Request:
Write out the listing below in full and exactly, leaving out every picture.

Data section:
....

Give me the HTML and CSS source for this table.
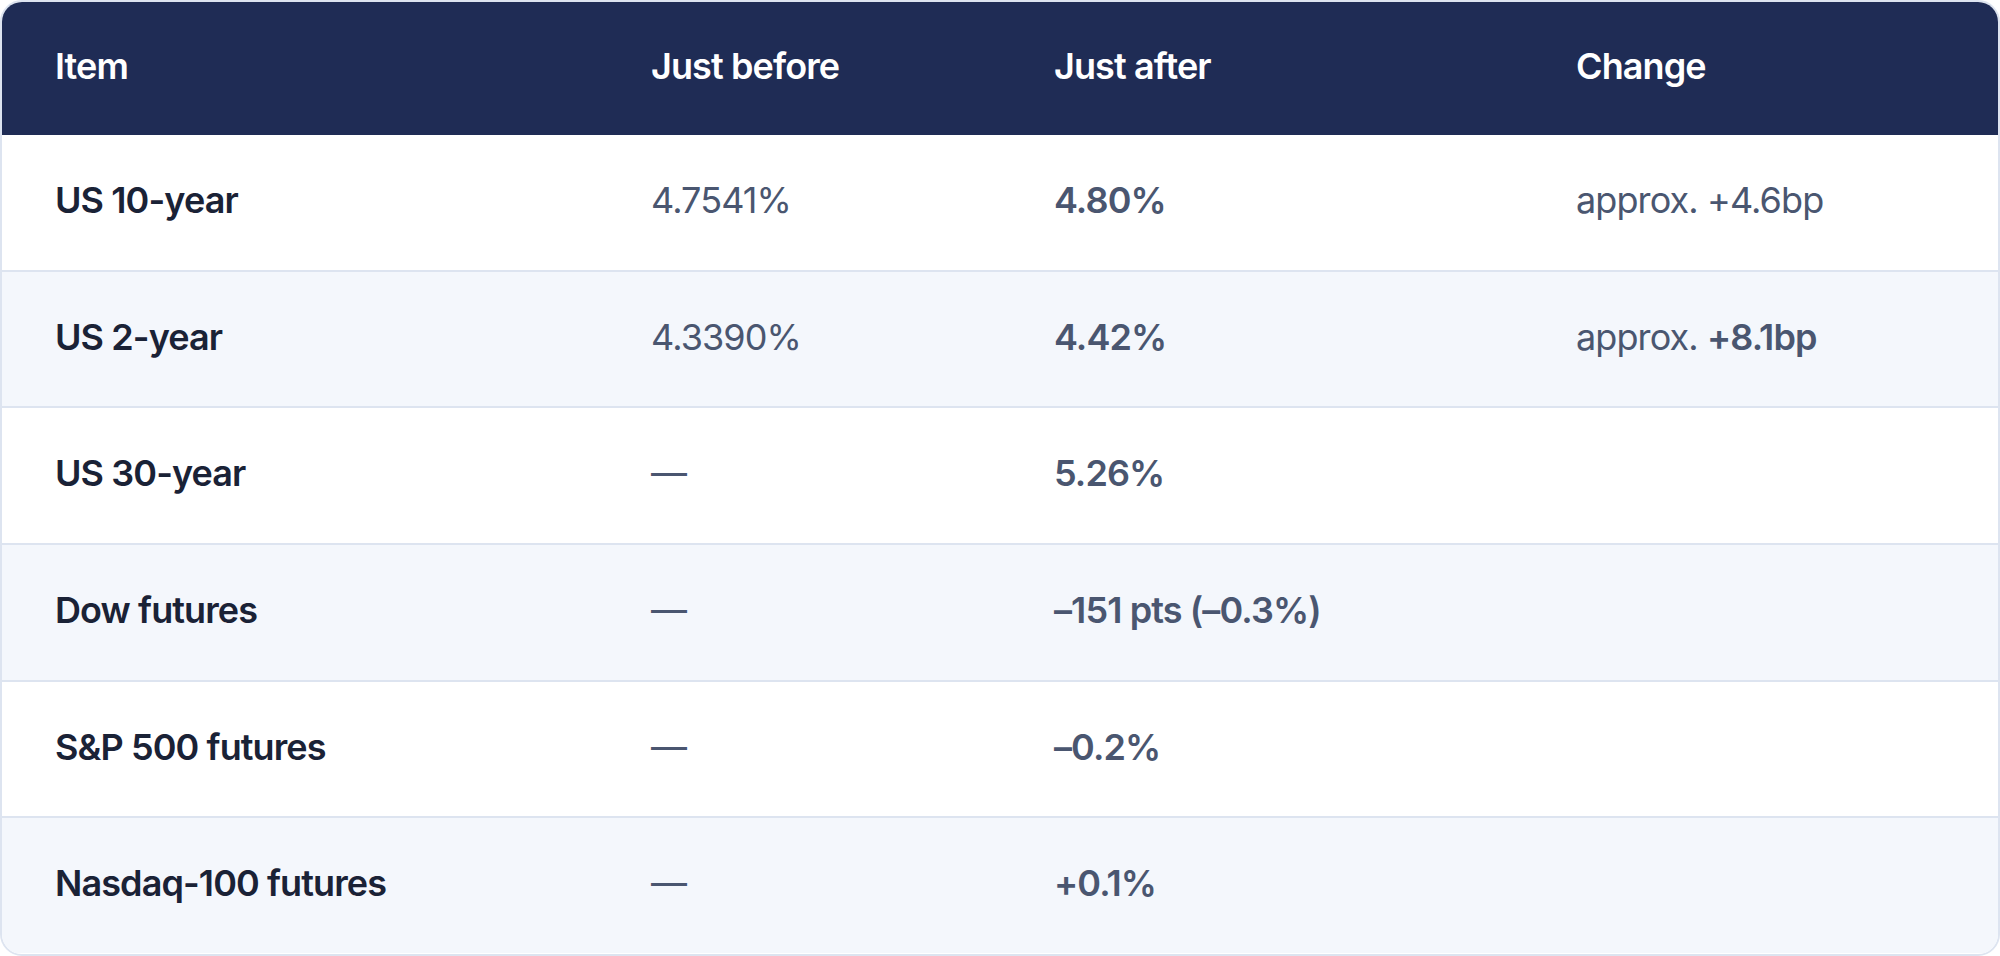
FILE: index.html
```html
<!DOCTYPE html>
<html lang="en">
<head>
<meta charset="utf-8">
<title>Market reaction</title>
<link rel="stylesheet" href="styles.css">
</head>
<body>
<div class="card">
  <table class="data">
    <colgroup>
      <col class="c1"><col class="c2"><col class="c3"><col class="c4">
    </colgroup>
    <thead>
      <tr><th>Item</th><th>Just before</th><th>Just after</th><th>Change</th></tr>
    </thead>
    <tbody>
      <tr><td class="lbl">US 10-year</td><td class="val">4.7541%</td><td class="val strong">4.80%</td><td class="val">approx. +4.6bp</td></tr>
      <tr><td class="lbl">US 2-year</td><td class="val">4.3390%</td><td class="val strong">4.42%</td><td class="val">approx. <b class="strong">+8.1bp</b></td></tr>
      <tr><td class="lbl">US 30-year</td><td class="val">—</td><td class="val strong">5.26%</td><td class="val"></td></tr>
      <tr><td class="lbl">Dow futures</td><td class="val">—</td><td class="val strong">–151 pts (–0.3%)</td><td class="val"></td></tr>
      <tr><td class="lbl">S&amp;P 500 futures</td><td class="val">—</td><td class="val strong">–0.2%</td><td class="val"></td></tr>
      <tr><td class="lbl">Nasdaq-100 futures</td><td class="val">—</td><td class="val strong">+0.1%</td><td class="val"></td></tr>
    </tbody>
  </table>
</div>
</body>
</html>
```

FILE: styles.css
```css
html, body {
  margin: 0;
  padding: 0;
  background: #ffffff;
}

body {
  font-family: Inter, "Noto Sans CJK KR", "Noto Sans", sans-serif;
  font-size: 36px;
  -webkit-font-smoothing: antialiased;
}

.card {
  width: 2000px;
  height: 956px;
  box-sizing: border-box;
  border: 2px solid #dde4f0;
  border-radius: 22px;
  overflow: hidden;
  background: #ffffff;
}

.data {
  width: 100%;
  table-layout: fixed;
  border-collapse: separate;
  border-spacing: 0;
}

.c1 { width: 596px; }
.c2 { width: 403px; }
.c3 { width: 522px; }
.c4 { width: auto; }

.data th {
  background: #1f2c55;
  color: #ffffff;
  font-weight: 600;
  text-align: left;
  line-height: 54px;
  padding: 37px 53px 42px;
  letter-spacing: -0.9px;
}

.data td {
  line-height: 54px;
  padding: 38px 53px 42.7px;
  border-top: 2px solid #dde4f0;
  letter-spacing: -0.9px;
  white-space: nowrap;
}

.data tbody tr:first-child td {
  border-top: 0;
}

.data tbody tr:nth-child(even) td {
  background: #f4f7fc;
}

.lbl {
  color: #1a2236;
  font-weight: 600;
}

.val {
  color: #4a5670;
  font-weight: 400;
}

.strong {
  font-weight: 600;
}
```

....

Result of this exercise:
Give me the HTML and CSS source for this table.
FILE: index.html
```html
<!DOCTYPE html>
<html lang="en">
<head>
<meta charset="utf-8">
<title>Market reaction</title>
<link rel="stylesheet" href="styles.css">
</head>
<body>
<div class="card">
  <table class="data">
    <colgroup>
      <col class="c1"><col class="c2"><col class="c3"><col class="c4">
    </colgroup>
    <thead>
      <tr><th>Item</th><th>Just before</th><th>Just after</th><th>Change</th></tr>
    </thead>
    <tbody>
      <tr><td class="lbl">US 10-year</td><td class="val">4.7541%</td><td class="val strong">4.80%</td><td class="val">approx. +4.6bp</td></tr>
      <tr><td class="lbl">US 2-year</td><td class="val">4.3390%</td><td class="val strong">4.42%</td><td class="val">approx. <b class="strong">+8.1bp</b></td></tr>
      <tr><td class="lbl">US 30-year</td><td class="val">—</td><td class="val strong">5.26%</td><td class="val"></td></tr>
      <tr><td class="lbl">Dow futures</td><td class="val">—</td><td class="val strong">–151 pts (–0.3%)</td><td class="val"></td></tr>
      <tr><td class="lbl">S&amp;P 500 futures</td><td class="val">—</td><td class="val strong">–0.2%</td><td class="val"></td></tr>
      <tr><td class="lbl">Nasdaq-100 futures</td><td class="val">—</td><td class="val strong">+0.1%</td><td class="val"></td></tr>
    </tbody>
  </table>
</div>
</body>
</html>
```

FILE: styles.css
```css
html, body {
  margin: 0;
  padding: 0;
  background: #ffffff;
}

body {
  font-family: Inter, "Noto Sans CJK KR", "Noto Sans", sans-serif;
  font-size: 36px;
  -webkit-font-smoothing: antialiased;
}

.card {
  width: 2000px;
  height: 956px;
  box-sizing: border-box;
  border: 2px solid #dde4f0;
  border-radius: 22px;
  overflow: hidden;
  background: #ffffff;
}

.data {
  width: 100%;
  table-layout: fixed;
  border-collapse: separate;
  border-spacing: 0;
}

.c1 { width: 596px; }
.c2 { width: 403px; }
.c3 { width: 522px; }
.c4 { width: auto; }

.data th {
  background: #1f2c55;
  color: #ffffff;
  font-weight: 600;
  text-align: left;
  line-height: 54px;
  padding: 37px 53px 42px;
  letter-spacing: -0.9px;
}

.data td {
  line-height: 54px;
  padding: 38px 53px 42.7px;
  border-top: 2px solid #dde4f0;
  letter-spacing: -0.9px;
  white-space: nowrap;
}

.data tbody tr:first-child td {
  border-top: 0;
}

.data tbody tr:nth-child(even) td {
  background: #f4f7fc;
}

.lbl {
  color: #1a2236;
  font-weight: 600;
}

.val {
  color: #4a5670;
  font-weight: 400;
}

.strong {
  font-weight: 600;
}
```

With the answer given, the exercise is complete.